When my anxiety and depression became severe nine years ago, I prayed for deliverance. Instead, the Lord took me on a long journey filled with struggles and pain. Along the way, I learned more about Him and about myself. Eventually, the burden was partially lifted, though never taken away completely. It is a mortal weakness that I will live with while the Lord proves His strength through me.
This is why, when the anxiety flared up again after the birth of my children, I didn’t ask for deliverance. I’ve been suffering through it, asking for help, but never actually getting anywhere.
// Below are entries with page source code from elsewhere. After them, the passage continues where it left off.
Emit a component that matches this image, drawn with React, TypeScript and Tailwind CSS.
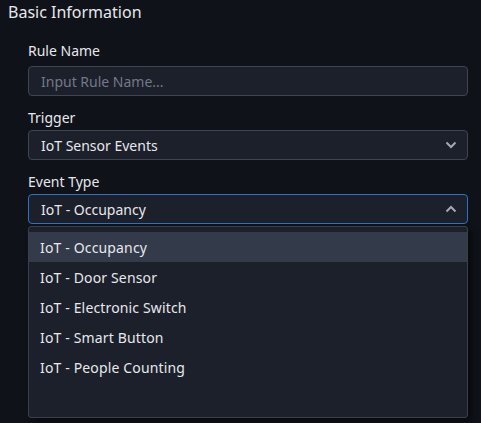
import { useState } from "react";

const eventTypes = [
    "IoT - Occupancy",
    "IoT - Door Sensor",
    "IoT - Electronic Switch",
    "IoT - Smart Button",
    "IoT - People Counting",
];

const Chevron = ({ up = false }: { up?: boolean }) => (
    <svg
        width="12"
        height="8"
        viewBox="0 0 12 8"
        fill="none"
        stroke="#a3a8b3"
        strokeWidth="2"
        className="shrink-0"
    >
        {up ? <path d="M1.5 6.5 6 2l4.5 4.5" /> : <path d="M1.5 1.5 6 6l4.5-4.5" />}
    </svg>
);

export default function App() {
    const [selected] = useState(eventTypes[0]);

    return (
        <div
            className="w-[481px] h-[423px] bg-[#10121a] text-[#e6e8ec] overflow-hidden"
            style={{ fontFamily: '"Noto Sans", "Open Sans", sans-serif' }}
        >
            <div className="pl-2 pt-[1px] text-[16px] leading-[22px]">Basic Information</div>

            <div className="pl-7 pr-[13px] pt-[18px] flex flex-col">
                {/* rule name */}
                <label className="text-[14px] leading-[20px]">Rule Name</label>
                <div className="mt-[5px] h-[30px] rounded-[4px] border border-[#404552] bg-[#1c202b] px-3 flex items-center text-[14px] text-[#737987]">
                    Input Rule Name...
                </div>

                {/* trigger */}
                <label className="mt-[12px] text-[14px] leading-[20px]">Trigger</label>
                <div className="mt-[2px] h-[30px] rounded-[4px] border border-[#404552] bg-[#1c202b] pl-3 pr-[10px] flex items-center justify-between text-[14px]">
                    <span>IoT Sensor Events</span>
                    <Chevron />
                </div>

                {/* event type */}
                <label className="mt-[12px] text-[14px] leading-[20px]">Event Type</label>
                <div className="mt-[2px] h-[30px] rounded-[4px] border border-[#2f72c4] bg-[#1c202b] pl-3 pr-[10px] flex items-center justify-between text-[14px]">
                    <span>{selected}</span>
                    <Chevron up />
                </div>

                <div className="mt-[2px] h-[192px] rounded-[3px] border border-[#3a3f4b] bg-[#1c202b] pt-[5px] shadow-[4px_4px_6px_rgba(0,0,0,0.45)]">
                    {eventTypes.map((t) => (
                        <div
                            key={t}
                            className={
                                "h-[30px] px-[11px] flex items-center text-[14px] tracking-[0.15px] " +
                                (t === selected ? "bg-[#333a4a]" : "")
                            }
                        >
                            {t}
                        </div>
                    ))}
                </div>
            </div>
        </div>
    );
}
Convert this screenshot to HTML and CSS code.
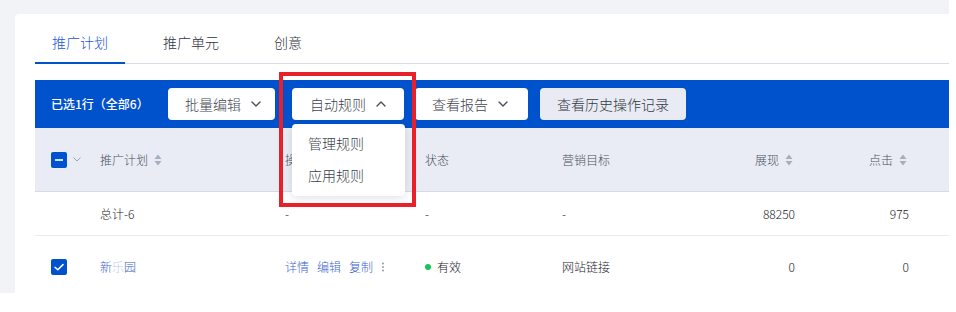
FILE: index.html
```html
<!DOCTYPE html>
<html lang="zh-CN">
<head>
<meta charset="utf-8">
<title>推广计划</title>
<link rel="stylesheet" href="styles.css">
</head>
<body>
<div class="screen">
  <div class="card">
    <nav class="tabs">
      <div class="tab active">推广计划</div>
      <div class="tab">推广单元</div>
      <div class="tab">创意</div>
    </nav>

    <div class="toolbar">
      <div class="sel-info">已选1行（全部6）</div>
      <button class="btn btn-1">批量编辑<svg class="chev" width="10" height="6" viewBox="0 0 10 6"><path d="M1 1l4 4 4-4" fill="none" stroke="#4a4f5a" stroke-width="1.4" stroke-linecap="round" stroke-linejoin="round"/></svg></button>
      <button class="btn btn-2">自动规则<svg class="chev" width="10" height="6" viewBox="0 0 10 6"><path d="M1 5l4-4 4 4" fill="none" stroke="#4a4f5a" stroke-width="1.4" stroke-linecap="round" stroke-linejoin="round"/></svg></button>
      <button class="btn btn-3">查看报告<svg class="chev" width="10" height="6" viewBox="0 0 10 6"><path d="M1 1l4 4 4-4" fill="none" stroke="#4a4f5a" stroke-width="1.4" stroke-linecap="round" stroke-linejoin="round"/></svg></button>
      <button class="btn btn-gray">查看历史操作记录</button>
    </div>

    <div class="table">
      <div class="row head">
        <div class="cell c0">
          <span class="checkbox"><svg width="16" height="16" viewBox="0 0 16 16"><path d="M4 8h8" stroke="#fff" stroke-width="1.6"/></svg></span>
          <svg class="mini-chev" width="8" height="5" viewBox="0 0 8 5"><path d="M0.5 0.5l3.5 3.5 3.5-3.5" fill="none" stroke="#9aa1af" stroke-width="1"/></svg>
        </div>
        <div class="cell">推广计划<svg class="sort" width="8" height="12" viewBox="0 0 8 12"><path d="M4 0.5L7.5 5H0.5z M4 11.5L0.5 7h7z" fill="#a7aebc"/></svg></div>
        <div class="cell">操作</div>
        <div class="cell">状态</div>
        <div class="cell">营销目标</div>
        <div class="cell right">展现<svg class="sort" width="8" height="12" viewBox="0 0 8 12"><path d="M4 0.5L7.5 5H0.5z M4 11.5L0.5 7h7z" fill="#a7aebc"/></svg></div>
        <div class="cell right">点击<svg class="sort" width="8" height="12" viewBox="0 0 8 12"><path d="M4 0.5L7.5 5H0.5z M4 11.5L0.5 7h7z" fill="#a7aebc"/></svg></div>
        <div class="cell"></div>
      </div>

      <div class="row total">
        <div class="cell c0"></div>
        <div class="cell">总计-6</div>
        <div class="cell">-</div>
        <div class="cell">-</div>
        <div class="cell">-</div>
        <div class="cell right">88250</div>
        <div class="cell right">975</div>
        <div class="cell"></div>
      </div>

      <div class="row item">
        <div class="cell c0">
          <span class="checkbox"><svg width="16" height="16" viewBox="0 0 16 16"><path d="M4 8.2l2.8 2.6L12 5.6" fill="none" stroke="#fff" stroke-width="1.5" stroke-linecap="round" stroke-linejoin="round"/></svg></span>
        </div>
        <div class="cell name">新<span class="faint">乐</span>园</div>
        <div class="cell ops">
          <a class="link">详情</a><a class="link">编辑</a><a class="link">复制</a>
          <svg class="more" width="4" height="10" viewBox="0 0 4 10"><circle cx="2" cy="1.5" r="0.9" fill="#8a909c"/><circle cx="2" cy="5" r="0.9" fill="#8a909c"/><circle cx="2" cy="8.5" r="0.9" fill="#8a909c"/></svg>
        </div>
        <div class="cell"><span class="dot"></span>有效</div>
        <div class="cell">网站链接</div>
        <div class="cell right">0</div>
        <div class="cell right">0</div>
        <div class="cell"></div>
      </div>
    </div>

    <div class="dropdown">
      <div class="dd-item">管理规则</div>
      <div class="dd-item">应用规则</div>
    </div>
    <div class="highlight"></div>
  </div>
</div>
</body>
</html>
```

FILE: styles.css
```css
* { box-sizing: border-box; }

html, body {
  margin: 0;
  padding: 0;
  background: #ffffff;
  font-family: "Noto Sans CJK SC", "Noto Sans", sans-serif;
  font-weight: 300;
}

.screen {
  width: 949px;
  height: 293px;
  background: #f2f3f7;
  padding: 14px 0 0 15px;
  overflow: hidden;
}

.card {
  position: relative;
  width: 934px;
  height: 279px;
  background: #ffffff;
  border-top-left-radius: 4px;
  padding: 8px 0 0 20px;
}

/* tabs */
.tabs {
  display: flex;
  gap: 21px;
  border-bottom: 1px solid #d9dce5;
}

.tab {
  padding: 9px 17px;
  line-height: 22px;
  font-size: 14px;
  color: #2f3440;
  border-bottom: 2px solid transparent;
  margin-bottom: -1px;
}

.tab.active {
  color: #2357d4;
  border-bottom-color: #0052cc;
}

/* toolbar */
.toolbar {
  margin-top: 16px;
  height: 48px;
  background: #0052cc;
  display: flex;
  align-items: center;
  padding-left: 16px;
}

.sel-info {
  width: 117px;
  color: #ffffff;
  font-size: 12px;
  font-weight: 500;
  line-height: 20px;
  white-space: nowrap;
}

.btn {
  height: 32px;
  border: none;
  border-radius: 4px;
  background: #ffffff;
  font-family: inherit;
  font-weight: 300;
  font-size: 14px;
  color: #40454f;
  display: flex;
  align-items: center;
  gap: 10px;
  line-height: 20px;
  white-space: nowrap;
  cursor: pointer;
}

.btn-1 { padding: 0 14px 0 17px; }
.btn-2 { padding: 0 18px 0 18px; margin-left: 17px; }
.btn-3 { padding: 0 20px 0 17px; margin-left: 11px; }
.btn-gray {
  padding: 0 17px;
  margin-left: 12px;
  background: #e8ebf3;
  color: #333842;
}

.chev { display: block; flex: none; }

/* table */
.table {
  font-size: 12px;
  color: #1d2129;
}

.row {
  display: grid;
  grid-template-columns: 49px 185px 140px 137px 154px 111px 114px 1fr;
  align-items: center;
}

.row.head {
  height: 64px;
  background: #e9ecf4;
  border-bottom: 1px solid #d6dae3;
  color: #4a505e;
}

.row.total {
  height: 44px;
  border-bottom: 1px solid #e8eaef;
}

.row.item {
  height: 62px;
}

.cell {
  padding: 0 16px;
  display: flex;
  align-items: center;
  line-height: 18px;
  white-space: nowrap;
}

.cell.right { justify-content: flex-end; }

.cell.c0 {
  padding-right: 0;
  gap: 6px;
}

.checkbox {
  width: 16px;
  height: 16px;
  border-radius: 2px;
  background: #0052cc;
  display: block;
  flex: none;
}

.checkbox svg { display: block; }

.mini-chev { display: block; }

.sort {
  display: block;
  margin-left: 6px;
  flex: none;
}

.row.head .cell.right .sort { margin-right: 2px; }

.name { color: #3a5fc8; }
.faint { opacity: 0.35; }

.ops { gap: 8px; }

.link {
  color: #3a63cf;
  text-decoration: none;
}

.more { display: block; margin-left: 0; }

.dot {
  width: 6px;
  height: 6px;
  border-radius: 50%;
  background: #19c25a;
  margin-right: 6px;
  flex: none;
}

/* overlays */
.dropdown {
  position: absolute;
  left: 277px;
  top: 110px;
  width: 113px;
  padding: 3px 0 5px;
  background: #ffffff;
  border-radius: 4px;
  box-shadow: 0 2px 8px rgba(30, 40, 60, 0.14);
}

.dd-item {
  height: 32px;
  line-height: 32px;
  padding-left: 16px;
  font-size: 14px;
  color: #3a3f4a;
}

.highlight {
  position: absolute;
  left: 264px;
  top: 58px;
  width: 137px;
  height: 135px;
  border: 4px solid #e8202a;
  pointer-events: none;
}
```
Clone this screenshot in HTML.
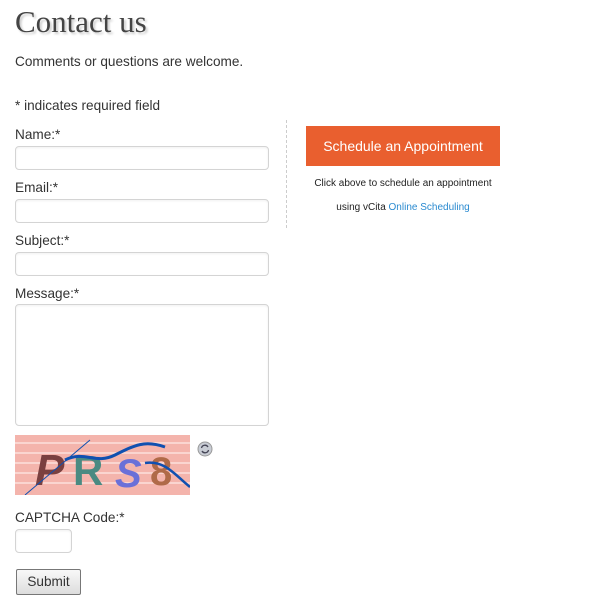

God is a God of miracles. He can do things we would never imagine possible. But He respects our right to choose and most of the time won’t act until we ask. We are told that if God isn’t performing miracles, it’s because we don’t believe (Mormon 9:20). Perhaps we don’t believe that He can, or perhaps we don’t believe that He will. Are we so focused on growing through our trials that we don’t ask for deliverance?
Recently I was thinking about the story in the Bible of Lazarus (John 11). When he fell ill, his sisters sent to Jesus to come and heal their brother. The sisters had the faith that Jesus could take away Lazarus’s illness. But Jesus delayed His coming. Lazarus died. When Jesus arrived, Martha told Him that in spite of her disappointment at her brother’s death, she still had faith. I realized that Jesus was teaching Martha an important lesson. She thought that her faith was strong enough to heal her brother from his illness, but He knew that her faith was strong enough to raise her brother from the dead.
Is it possible that my faith is stronger than I realize? If I ask the Lord in faith, can He do greater things than I’m expecting? I decided that I need to ask the Lord to deliver me and my family from our hardships. If it’s not His will, He will tell me so—and He will help us to move forward. But if I don’t ask, I won’t know. If it is His will, I’m opening the door to allow Him to work great miracles in my life. My hardships don’t need to be a badge of honor—the badge will be my faith and the power that God shows in my life. He is still a God of miracles, if we will only ask.